程一笙自然也是向着方凝的,她的意思在解释方凝刚才说那话的意思,也暗示给马兰,阮无城多半做了什么令人不可饶恕的事情,所以才失手的。
简易眼底闪过一丝懊恼,他明明不是那个意思,怎么说出的话又……
如果他像程一笙这样说话,是不是结果会好很多?
马兰有些凌乱了,她心里自然是担心儿子的,可是现在她也分不清谁是谁非,她看那个满脸是泪,带着极度恐惧的女孩子,又担心儿子真的做了什么?虽然儿子现在变好了,但是以前那些前科让她对儿子没什么信心。
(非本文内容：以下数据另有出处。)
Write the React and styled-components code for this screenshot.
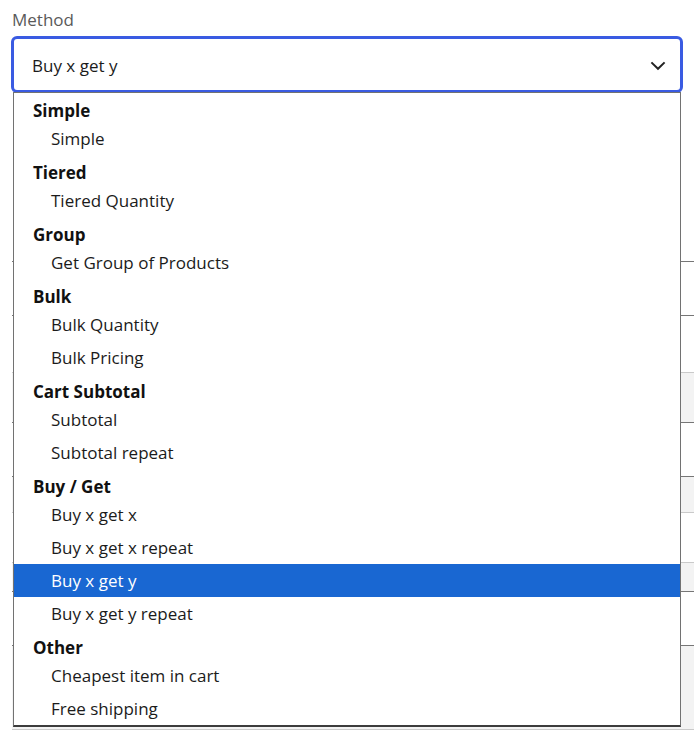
import React from "react";
import styled, { createGlobalStyle } from "styled-components";

const GlobalStyle = createGlobalStyle`
  body {
    margin: 0;
    background: #fff;
    font-family: "Open Sans", "Noto Sans", sans-serif;
    color: #1b1b1b;
  }
`;

const groups = [
  { label: "Simple", options: ["Simple"] },
  { label: "Tiered", options: ["Tiered Quantity"] },
  { label: "Group", options: ["Get Group of Products"] },
  { label: "Bulk", options: ["Bulk Quantity", "Bulk Pricing"] },
  { label: "Cart Subtotal", options: ["Subtotal", "Subtotal repeat"] },
  { label: "Buy / Get", options: ["Buy x get x", "Buy x get x repeat", "Buy x get y", "Buy x get y repeat"] },
  { label: "Other", options: ["Cheapest item in cart", "Free shipping"] },
];

// the form rows that peek out on the right behind the open list
const rows = [
  { gap: 168 },
  { height: 55, top: "dark", bottom: "dark" },
  { gap: 56 },
  { height: 51, top: "light", bottom: "dark", fill: true },
  { gap: 53 },
  { height: 37, top: "dark", bottom: "light", fill: true },
  { gap: 49 },
  { height: 30, top: "light", bottom: "dark", fill: true },
  { gap: 53 },
  { height: 85, top: "dark", bottom: "light", fill: true },
];

const lineColor = { dark: "#767676", light: "#cacaca" };

const Page = styled.div`
  padding: 8px 11px 0;
  overflow: hidden;
`;

const Label = styled.div`
  font-size: 17px;
  line-height: 23px;
  color: #5a5a5a;
  padding-left: 1px;
  margin-bottom: 5px;
`;

const SelectWrap = styled.div`
  position: relative;
`;

const SelectBox = styled.div`
  box-sizing: border-box;
  height: 57px;
  border: 3px solid #3a5be2;
  border-radius: 6px;
  display: flex;
  align-items: center;
  justify-content: space-between;
  padding: 2px 14px 0 18px;
  font-size: 17px;
  color: #1b1b1b;
`;

const Chevron = styled.svg`
  display: block;
  margin-top: 1px;
`;

const Listbox = styled.div`
  position: absolute;
  top: 56px;
  left: 2px;
  width: 668px;
  box-sizing: border-box;
  background: #fff;
  border: 1px solid #727272;
  border-bottom: 2px solid #3c3c3c;
  z-index: 2;
`;

const GroupLabel = styled.div`
  height: 29px;
  box-sizing: border-box;
  padding: 6px 0 0 19px;
  font-size: 17px;
  line-height: 23px;
  font-weight: 700;
  color: #111;
`;

const Option = styled.div`
  height: 33px;
  display: flex;
  align-items: center;
  padding-left: 37px;
  font-size: 17px;
  color: ${({ $active }) => ($active ? "#fff" : "#1b1b1b")};
  background: ${({ $active }) => ($active ? "#1967d2" : "transparent")};
`;

const Backdrop = styled.div`
  margin: 0 -11px 0 1px;
`;

const Gap = styled.div`
  height: ${({ $h }) => $h}px;
`;

const Band = styled.div`
  box-sizing: border-box;
  height: ${({ $h }) => $h}px;
  border-top: 1px solid ${({ $top }) => lineColor[$top]};
  border-bottom: 1px solid ${({ $bottom }) => lineColor[$bottom]};
  background: ${({ $fill }) => ($fill ? "#f3f3f3" : "#fff")};
`;

export default function App() {
  const selected = "Buy x get y";
  return (
    <>
      <GlobalStyle />
      <Page>
        <Label>Method</Label>
        <SelectWrap>
          <SelectBox>
            <span>{selected}</span>
            <Chevron width="16" height="10" viewBox="0 0 16 10">
              <path d="M1.4 1.4 L8 7.8 L14.6 1.4" fill="none" stroke="#222" strokeWidth="2" />
            </Chevron>
          </SelectBox>
          <Listbox>
            {groups.map((g) => (
              <div key={g.label}>
                <GroupLabel>{g.label}</GroupLabel>
                {g.options.map((o) => (
                  <Option key={o} $active={o === selected}>
                    {o}
                  </Option>
                ))}
              </div>
            ))}
          </Listbox>
        </SelectWrap>
        <Backdrop>
          {rows.map((r, i) =>
            r.gap ? (
              <Gap key={i} $h={r.gap} />
            ) : (
              <Band key={i} $h={r.height} $top={r.top} $bottom={r.bottom} $fill={r.fill} />
            )
          )}
        </Backdrop>
      </Page>
    </>
  );
}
瞧瞧这女孩儿只穿了件睡衣,脚上还是拖鞋,就可以看出当时的情况有多么的混乱。
沉吟半天,马兰才开口,说了句,“先等无城出来再说吧!”
她决定搞清事实再说,万一真是自己儿子想对人家姑娘做什么,那被砸也只能白砸了。
程一笙看向简易说:“我先带她去病房里休息一下。”她要弄明白事实,眼看方凝被吓成这样,指望方凝自己独立解决事情应该没什么希望了。
她看了殷权一眼,又看了眼方凝,殷权点了下头。
程一笙与殷权的默契,也不是一般人能有的。简易以为程一笙在向殷权告状,告他欺负方凝。程一笙带着方凝走了,简易赶紧对殷权解释道:“我对方凝是认真的,可是我不知道该怎么做,我不是那个意思……”
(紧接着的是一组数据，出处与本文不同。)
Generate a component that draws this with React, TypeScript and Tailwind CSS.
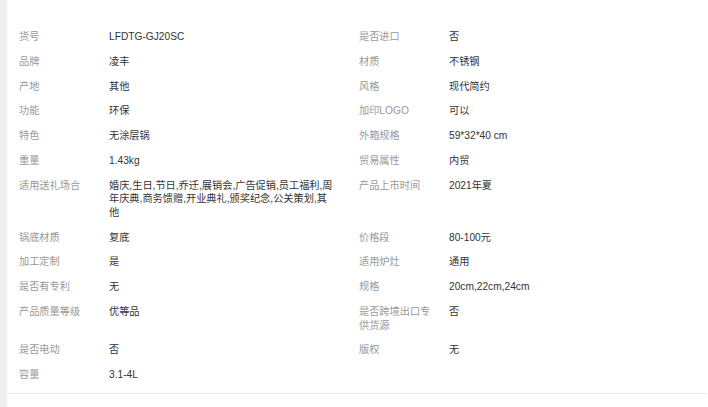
import React from "react";

const rows: [string, string, string, string][] = [
  ["货号", "LFDTG-GJ20SC", "是否进口", "否"],
  ["品牌", "凌丰", "材质", "不锈钢"],
  ["产地", "其他", "风格", "现代简约"],
  ["功能", "环保", "加印LOGO", "可以"],
  ["特色", "无涂层锅", "外箱规格", "59*32*40 cm"],
  ["重量", "1.43kg", "贸易属性", "内贸"],
  [
    "适用送礼场合",
    "婚庆,生日,节日,乔迁,展销会,广告促销,员工福利,周年庆典,商务馈赠,开业典礼,颁奖纪念,公关策划,其他",
    "产品上市时间",
    "2021年夏",
  ],
  ["锅底材质", "复底", "价格段", "80-100元"],
  ["加工定制", "是", "适用炉灶", "通用"],
  ["是否有专利", "无", "规格", "20cm,22cm,24cm"],
  ["产品质量等级", "优等品", "是否跨境出口专供货源", "否"],
  ["是否电动", "否", "版权", "无"],
  ["容量", "3.1-4L", "", ""],
];

export default function App() {
  return (
    <div
      className="flex w-[708px] h-[407px] bg-white overflow-hidden"
      style={{ fontFamily: '"Liberation Sans", Arial, "Noto Sans CJK SC", sans-serif' }}
    >
      <div className="w-[7px] shrink-0 bg-[#efefef]" />
      <div className="w-[700px] shrink-0 self-start pt-[24.4px] pb-[5.4px] border-b border-[#e6e6e6]">
        <div className="grid grid-cols-[90px_250px_90px_1fr] pl-[12px] text-[10.2px] leading-[13.6px]">
          {rows.map((r, i) => (
            <React.Fragment key={i}>
              <div className="py-[5.6px] pr-[12px] text-[#999]">{r[0]}</div>
              <div className="py-[5.6px] text-[#333]">
                <div className="w-[226px]">{r[1]}</div>
              </div>
              <div className="py-[5.6px] pr-[12px] text-[#999]">{r[2]}</div>
              <div className="py-[5.6px] text-[#333]">{r[3]}</div>
            </React.Fragment>
          ))}
        </div>
      </div>
    </div>
  );
}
大概是以前的女朋友也无须他处理这样的事情,只需打扮得光鲜漂亮跟他一起出入高档餐厅吃饭,要么去娱乐场所消遣一下。她们会将自己打理好,对他嘘寒问暖,而他只需要偶尔送送花,要么刷笔不菲的金额给女友支付各种费用。
如今这些,对方凝都用不上。
殷权并不想指责简易什么,因为他的恋爱经验并不比简易多,他也只有一个女人罢了。所以对于此事他并没有多说,既然简易这样表态了,他也不会去质疑,他清楚简易这样的人,肯定不会对他说谎,没必要,说了也是自讨苦吃。
所以殷权只对他说:“至少你也得给她准备套衣服吧,难道你要让她一直穿睡衣面对大家?”
简易恍然,他马上转身,吩咐助手去买,然而在他要说方凝的尺码时,迟疑了,跟一个男助手说自己女友的尺码,简直太不合适了。
殷权摇摇头,又走过去说:“你找个护士,让她去!”
简易赶紧去办,等安排好一切,殷权才摇头,“真怀疑你谈没谈过恋爱!”
简易只有苦笑,他的心思从未放在女人身上过。
病房里,程一笙让方凝坐到病床上,然后问她:“跟我说说事情经过吧,镇定下来,现在事情不那么简单了,阮家也不是普通人家!”
方凝点点头,没有别人的注视,跟程一笙单独在一起,她自在多了。
要么说一个人的打扮对自信起到很重要的作用,方凝穿着睡衣在人前,已经矮了半分。的确不是什么人都有程一笙那样良好的素质。方凝是个简单的人,就因为简单她才一直不想去娱乐节目组。
方凝的声音虽然已经平稳下来,可仍然能够听出一些轻微的颤动,她深深地吸了口气,然后说道:“我跟简易分开不久,阮无城就来砸门,说他刚跟简易打了架,他说我报警他就把事情闹大,我说给简易打电话,他说那就是再打一架,我不想多事,就把门打开了!”
她喘了一口气,然后继续说道:“他进来后说了很多浑话,后来他就向我走过来,然后我躲到墙角,他的手上来了,我以为他要对我怎么样,我就把花瓶砸到了他头上,可是他的手落在我身边的墙上,我才知道我好像会错意了,怎么办一笙?我好害怕,那么一地的血……”
方凝的情绪,又有些激动下来,程一笙忙安慰她说:“没什么可怕的,天塌下来也不用你负责,再说阮无城大半夜的进你房里本就不对,这不是明摆着欺负人吗?别怕打错了,他那举动,是女人都能会错意,你就想万一他真想对你不轨,你不打,现在他就得逞了,有时候宁愿别人受伤也不能自己受伤懂吗?”